The category plays an important role in filling a gap in the available visa categories for short-term, professional workers. Moreover, it can only be used by a multinational business that has the ability to regularly employ the individual at an overseas entity while he or she is in B-1 status. There are other companion “in lieu of” B-1 categories such as the “B-1 in lieu of the H-3” and the “B-1 in lieu of the J-1.” These B-1 categories allow for short term training assignments in the US without the need for a US employer to file a lengthy petition or obtain authorization through a J sponsor.
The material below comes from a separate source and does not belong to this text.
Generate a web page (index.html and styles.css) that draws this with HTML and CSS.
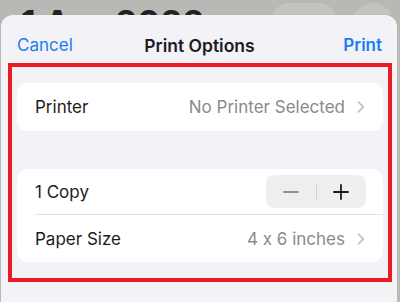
FILE: index.html
```html
<!DOCTYPE html>
<html lang="en">
<head>
<meta charset="utf-8">
<title>Print Options</title>
<link rel="stylesheet" href="styles.css">
</head>
<body>
<div class="backdrop">
  <div class="big-title">1 Apr 2022</div>
  <div class="back-actions">
    <div class="back-pill">Cancel</div>
    <div class="back-circle"></div>
  </div>
</div>

<div class="sheet">
  <div class="nav">
    <span class="nav-btn">Cancel</span>
    <span class="nav-title">Print Options</span>
    <span class="nav-btn nav-right">Print</span>
  </div>

  <div class="content">
    <div class="card">
      <div class="row">
        <span class="label">Printer</span>
        <span class="value">No Printer Selected</span>
        <svg class="chevron" width="8" height="12" viewBox="0 0 8 12"><path d="M1.5 1.2 L6.3 6 L1.5 10.8" fill="none" stroke="#c4c4c7" stroke-width="1.8" stroke-linecap="round" stroke-linejoin="round"/></svg>
      </div>
    </div>

    <div class="card">
      <div class="row row-copy">
        <span class="label">1 Copy</span>
        <div class="stepper">
          <span class="step step-minus"><svg width="16" height="16" viewBox="0 0 16 16"><path d="M1 8 H15" stroke="#8e8e93" stroke-width="1.8" stroke-linecap="round"/></svg></span>
          <span class="step-sep"></span>
          <span class="step"><svg width="16" height="16" viewBox="0 0 16 16"><path d="M1 8 H15 M8 1 V15" stroke="#1c1c1e" stroke-width="1.8" stroke-linecap="round"/></svg></span>
        </div>
      </div>
      <div class="row">
        <span class="label">Paper Size</span>
        <span class="value">4 x 6 inches</span>
        <svg class="chevron" width="8" height="12" viewBox="0 0 8 12"><path d="M1.5 1.2 L6.3 6 L1.5 10.8" fill="none" stroke="#c4c4c7" stroke-width="1.8" stroke-linecap="round" stroke-linejoin="round"/></svg>
      </div>
    </div>
  </div>
</div>
</body>
</html>
```

FILE: styles.css
```css
/* reset */
*{
margin:0;
padding:0;
box-sizing:border-box;
}
body{
width:400px;
height:302px;
overflow:hidden;
background:#b8b9b4;
font-family:Inter,"Noto Sans",sans-serif;
font-feature-settings:"calt" 0;
color:#1c1c1e;
}

/* page behind the sheet, only its top shows */
.backdrop{
height:15px;
overflow:hidden;
display:flex;
justify-content:space-between;
}
.big-title{
font-size:34px;
font-weight:700;
line-height:34px;
margin:6px 0 0 21px;
color:#222;
letter-spacing:0.5px;
}
.back-actions{
display:flex;
gap:16px;
margin:3px 6px 0 0;
}
.back-pill{
width:64px;
height:34px;
border-radius:17px;
background:#c2c3be;
color:#2f6fd0;
font-size:17px;
line-height:34px;
text-align:center;
padding-top:5px;
}
.back-circle{
width:42px;
height:42px;
border-radius:50%;
background:#c2c3be;
}

/* the sheet */
.sheet{
margin:0 3px 0 1px;
height:287px;
background:#f2f2f7;
border-radius:12px 12px 0 0;
}
.nav{
height:48px;
display:grid;
grid-template-columns:1fr auto 1fr;
align-items:center;
padding:12px 15px 0 16px;
font-size:17px;
}
.nav-btn{
color:#1a7cf5;
}
.nav-right{
text-align:right;
font-weight:600;
}
.nav-title{
font-weight:600;
font-size:17.5px;
}

/* red outline round the options */
.content{
margin:0 5px 0 7px;
border:4px solid #ec1c24;
padding:16px 5px;
display:flex;
flex-direction:column;
gap:38px;
}
.card{
background:#fff;
border-radius:10px;
}
.row{
height:48px;
margin-left:18px;
padding-right:18px;
display:flex;
align-items:center;
font-size:17px;
}
.row-copy{
height:46px;
padding-right:17px;
border-bottom:1px solid #e2e2e6;
}
.row-copy + .row{
height:47px;
}
.label{
flex:1;
}
.value{
color:#8a8a8e;
margin-right:12px;
}
.chevron{
display:block;
}

/* stepper */
.stepper{
width:100px;
height:33px;
border-radius:8px;
background:#eeeef0;
display:flex;
align-items:center;
}
.step{
flex:1;
display:flex;
justify-content:center;
}
.step svg{
display:block;
}
.step-sep{
width:1px;
height:17px;
background:#d4d4d8;
}
```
All of these are extremely useful and legitimate short term B-1 uses that allow a US business to remain competitive and responsive to spontaneous short-term needs in a globalized economy. We urge that the baby not be thrown out with the bathwater just because of ex-parte allegations by a plaintiff in one law suit against an IT consulting company, which has led to further investigations by the US authorities.
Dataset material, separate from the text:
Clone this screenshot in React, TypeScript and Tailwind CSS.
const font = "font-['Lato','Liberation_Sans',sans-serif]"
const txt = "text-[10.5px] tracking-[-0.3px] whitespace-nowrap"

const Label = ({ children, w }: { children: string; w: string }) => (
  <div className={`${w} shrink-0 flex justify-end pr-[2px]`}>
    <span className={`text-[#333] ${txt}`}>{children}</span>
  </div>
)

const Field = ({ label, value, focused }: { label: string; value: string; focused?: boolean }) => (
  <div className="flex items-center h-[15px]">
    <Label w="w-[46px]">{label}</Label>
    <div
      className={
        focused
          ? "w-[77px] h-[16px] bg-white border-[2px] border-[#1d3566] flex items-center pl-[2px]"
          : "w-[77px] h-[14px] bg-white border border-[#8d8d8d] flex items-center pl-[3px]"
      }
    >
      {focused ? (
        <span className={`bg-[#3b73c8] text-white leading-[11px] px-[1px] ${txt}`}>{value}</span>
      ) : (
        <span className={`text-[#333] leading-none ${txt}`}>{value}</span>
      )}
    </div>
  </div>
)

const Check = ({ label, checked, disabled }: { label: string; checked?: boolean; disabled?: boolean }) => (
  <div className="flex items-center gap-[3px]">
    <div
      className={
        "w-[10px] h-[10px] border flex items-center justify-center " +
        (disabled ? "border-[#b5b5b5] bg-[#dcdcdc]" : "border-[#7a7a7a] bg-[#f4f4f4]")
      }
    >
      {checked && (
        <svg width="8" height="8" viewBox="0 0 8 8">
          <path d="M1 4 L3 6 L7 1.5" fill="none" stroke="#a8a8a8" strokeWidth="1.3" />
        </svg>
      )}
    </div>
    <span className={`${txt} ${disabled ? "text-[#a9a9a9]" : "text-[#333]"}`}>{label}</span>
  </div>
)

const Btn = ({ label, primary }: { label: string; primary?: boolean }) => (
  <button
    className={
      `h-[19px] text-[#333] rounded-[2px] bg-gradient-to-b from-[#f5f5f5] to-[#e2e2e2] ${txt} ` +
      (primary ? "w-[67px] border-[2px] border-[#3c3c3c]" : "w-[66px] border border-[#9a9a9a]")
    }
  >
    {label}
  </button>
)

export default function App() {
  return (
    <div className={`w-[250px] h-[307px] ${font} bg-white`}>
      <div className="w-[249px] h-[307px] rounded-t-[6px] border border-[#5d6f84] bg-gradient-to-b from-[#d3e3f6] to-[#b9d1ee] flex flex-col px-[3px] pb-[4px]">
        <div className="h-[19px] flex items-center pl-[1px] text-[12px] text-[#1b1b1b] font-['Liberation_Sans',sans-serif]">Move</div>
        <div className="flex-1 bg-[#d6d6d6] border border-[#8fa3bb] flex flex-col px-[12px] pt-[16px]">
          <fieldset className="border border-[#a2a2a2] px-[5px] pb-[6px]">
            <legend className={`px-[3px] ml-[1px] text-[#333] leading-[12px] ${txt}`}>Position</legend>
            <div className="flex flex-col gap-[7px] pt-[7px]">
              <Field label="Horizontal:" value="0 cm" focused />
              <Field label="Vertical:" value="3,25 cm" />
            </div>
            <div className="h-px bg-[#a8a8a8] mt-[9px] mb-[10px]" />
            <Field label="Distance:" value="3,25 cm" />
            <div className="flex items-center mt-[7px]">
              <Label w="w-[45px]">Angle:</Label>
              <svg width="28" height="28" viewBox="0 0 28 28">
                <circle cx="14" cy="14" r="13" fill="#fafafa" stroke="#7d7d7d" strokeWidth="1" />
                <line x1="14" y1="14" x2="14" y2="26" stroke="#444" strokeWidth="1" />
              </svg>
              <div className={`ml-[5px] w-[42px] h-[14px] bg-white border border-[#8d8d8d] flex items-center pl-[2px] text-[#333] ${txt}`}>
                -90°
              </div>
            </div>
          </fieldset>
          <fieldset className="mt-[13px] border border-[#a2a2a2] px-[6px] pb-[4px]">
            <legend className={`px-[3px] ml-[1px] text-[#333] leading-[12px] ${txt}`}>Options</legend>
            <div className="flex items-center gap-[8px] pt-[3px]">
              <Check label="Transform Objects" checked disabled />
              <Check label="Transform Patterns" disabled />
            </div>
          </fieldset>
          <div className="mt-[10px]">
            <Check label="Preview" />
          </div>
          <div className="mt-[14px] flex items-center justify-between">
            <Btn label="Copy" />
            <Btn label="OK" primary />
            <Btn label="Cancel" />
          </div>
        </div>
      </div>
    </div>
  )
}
The Department of State’s (DOS) response to Senator Grassley’s missive is troubling in that it conveys that the “B-1 in lieu of H-1B” may be at risk. In a letter by Joseph Macmanus, Acting Assistant Secretary for Legislative Affairs, he says that DOS is “working with the Department of Homeland Security (DHS) to consider removing or substantially amending the FAM note” allowing the B-1 in lieu of H-1B category. However, all hope is not lost as Mr. Macmanus points out that problems with the B-1 category usually result from misrepresentation in the visa application, not from a misapplication of visa law. In addition, Mr. Macmanus’s letter makes clear that consular officers are carefully trained to determine whether issuing a B-1 visa or a “B-1 in lieu of H-1B” is appropriate. These categories are not taken lightly and have strict requirements, carefully enforced, with fewer than 1000 “B-1 in lieu of H-1B” visas issued each year worldwide. This restrictive view of the category is sometimes too carefully enforced to the detriment of companies that need individuals from their foreign entities to come to the United States entity for training that is unavailable at the foreign entity, and that is crucial to the global operations of the company as a whole.
We hope that the DOS and DHS continue to recognize and defend the importance of the “B-1 in lieu of H-1B” and other companion “lieu of” categories to international commerce and the benefits that accrue to the United States economy, rather than eliminate it or read it out of existence as a knee jerk reaction to a Senator’s objections, especially one who has generally been opposed to the existence of the H-1B and L visa programs.